In Praise of the Simple Chocolate Bundt Cake

When the fancier chocolate cakes disappoint, walk into the arms of a cake that just wants to be appreciated for what it is.
Top view of chocolate bundt cake on a white plate. One of our best bundt cake recipes.
Photo by Chelsea Kyle, Food Styling by Kat Boytsova

If I were in a romantic relationship with a cake, it'd be the chocolate bundt cake from the Zingerman's Bakehouse cookbook. This would be awkward, because once you met this cake, you'd want to date it, too. Luckily, cakes are designed to be shared.

In the past I've been interested in fancier chocolate cakes, most of them with lots of frosting and many layers. But they have almost always disappointed. Just as coffee has to live up to its aroma, a layer cake has to taste as good as it looks. But a good-looking chocolate layer cake is often too dry, too sweet, too bland, or swathed with a frosting that's chalky. For one or all of these reasons, it rarely tastes nearly as delicious as it appears.

The Hot Cocoa Cake (the proper name for this cake) avoids this fate by being a bundt cake. You can do various things to dress up a bundt cake—glaze it, use a crazy pan, even throw some flowers on it—but it will never be a special occasion cake.

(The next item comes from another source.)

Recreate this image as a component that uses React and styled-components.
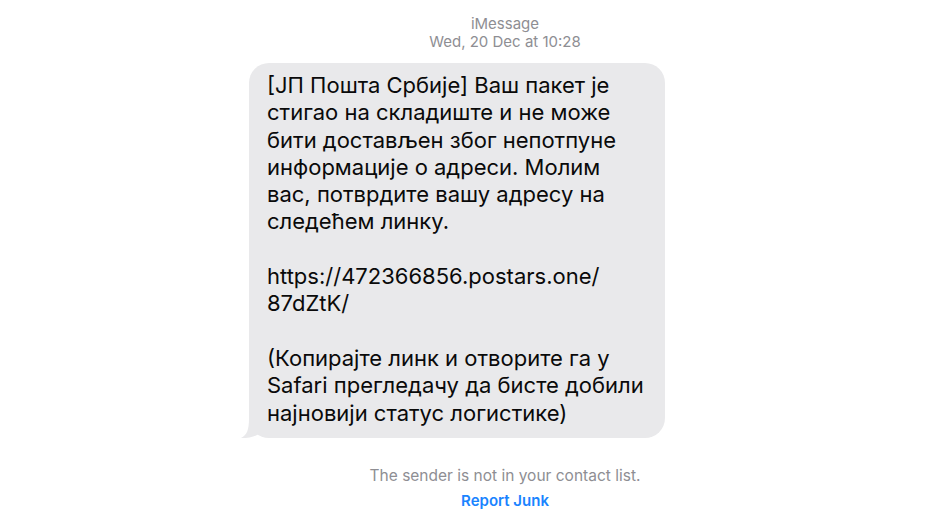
import React from "react";
import styled, { createGlobalStyle } from "styled-components";

const GlobalStyle = createGlobalStyle`
  body {
    margin: 0;
    background: #ffffff;
    font-family: Inter, "Liberation Sans", sans-serif;
  }
`;

const Page = styled.div`
  width: 930px;
  height: 523px;
  box-sizing: border-box;
  padding: 15px 0 0 80px;
  display: flex;
  flex-direction: column;
  align-items: center;
  overflow: hidden;
`;

const Header = styled.div`
  display: flex;
  flex-direction: column;
  align-items: center;
  color: #8e8e93;
  font-size: 15px;
  line-height: 18px;
`;

const Bubble = styled.div`
  position: relative;
  align-self: flex-start;
  margin: 12px 0 0 169px;
  width: 416px;
  box-sizing: border-box;
  padding: 9px 10px 11px 18px;
  background: #e9e9eb;
  border-radius: 20px;
  color: #0a0a0a;
  font-size: 22px;
  line-height: 27.3px;
`;

const Line = styled.div`
  height: 27.3px;
  white-space: nowrap;
`;

const Tail = styled.svg`
  position: absolute;
  left: -8px;
  bottom: 0;
`;

const Footer = styled.div`
  margin-top: 29px;
  display: flex;
  flex-direction: column;
  align-items: center;
  gap: 8px;
`;

const Note = styled.div`
  color: #8e8e93;
  font-size: 15.5px;
  line-height: 17px;
`;

const Action = styled.div`
  color: #1a84ff;
  font-size: 15px;
  font-weight: 600;
  line-height: 17px;
`;

const lines = [
  "[ЈП Пошта Србије] Ваш пакет је",
  "стигао на складиште и не може",
  "бити достављен због непотпуне",
  "информације о адреси. Молим",
  "вас, потврдите вашу адресу на",
  "следећем линку.",
  "",
  "https://472366856.postars.one/",
  "87dZtK/",
  "",
  "(Копирајте линк и отворите га у",
  "Safari прегледачу да бисте добили",
  "најновији статус логистике)",
];

export default function App() {
  return (
    <>
      <GlobalStyle />
      <Page>
        <Header>
          <div>iMessage</div>
          <div>Wed, 20 Dec at 10:28</div>
        </Header>
        <Bubble>
          {lines.map((l, i) => (
            <Line key={i}>{l}</Line>
          ))}
          <Tail width="24" height="20" viewBox="0 0 24 20">
            <path
              d="M20 0 L20 14 C 16 18, 10 20, 0 20 C 6 17, 8 12, 8 0 Z"
              fill="#e9e9eb"
            />
          </Tail>
        </Bubble>
        <Footer>
          <Note>The sender is not in your contact list.</Note>
          <Action>Report Junk</Action>
        </Footer>
      </Page>
    </>
  );
}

Bundts are plain-spoken, everyday cakes, always and forever. They're born that way. And that's why I'm smitten. I'm tired of cakes that drip or fall or get you drunk. Can a cake just be a cake?

Of course, you have to be careful with simple cakes like this. The absence of frosting means there's nothing for the cake to hide under. Be vigilant in testing the cake for doneness—even one minute too long in the oven will change the cake's character. (I should know—I've made it three times already.) That extra minute won't be a disaster—you'll still eat it—but it will take the cake from insane moistness (pudding-like, honestly) to something a little drier and unremarkable.

Put it this way: when perfectly cooked, you won't need anything on this cake. When overcooked, you'll reach for whipped cream.

There is one expectation that comes with the hot cocoa cake, and that is that it should taste like hot cocoa. Does it? Not really. Instead there's a tang from sour cream, and the very deep chocolate notes you get when you combine coffee and cocoa.

But I think the hot cocoa cake lives up to its name regardless. Eating a slice is soothing in a similar way to sipping a hot drink. Both feel apropos for a snow day; both are as relevant in the morning as they are at night. And if done right, both are much more satisfying than they look.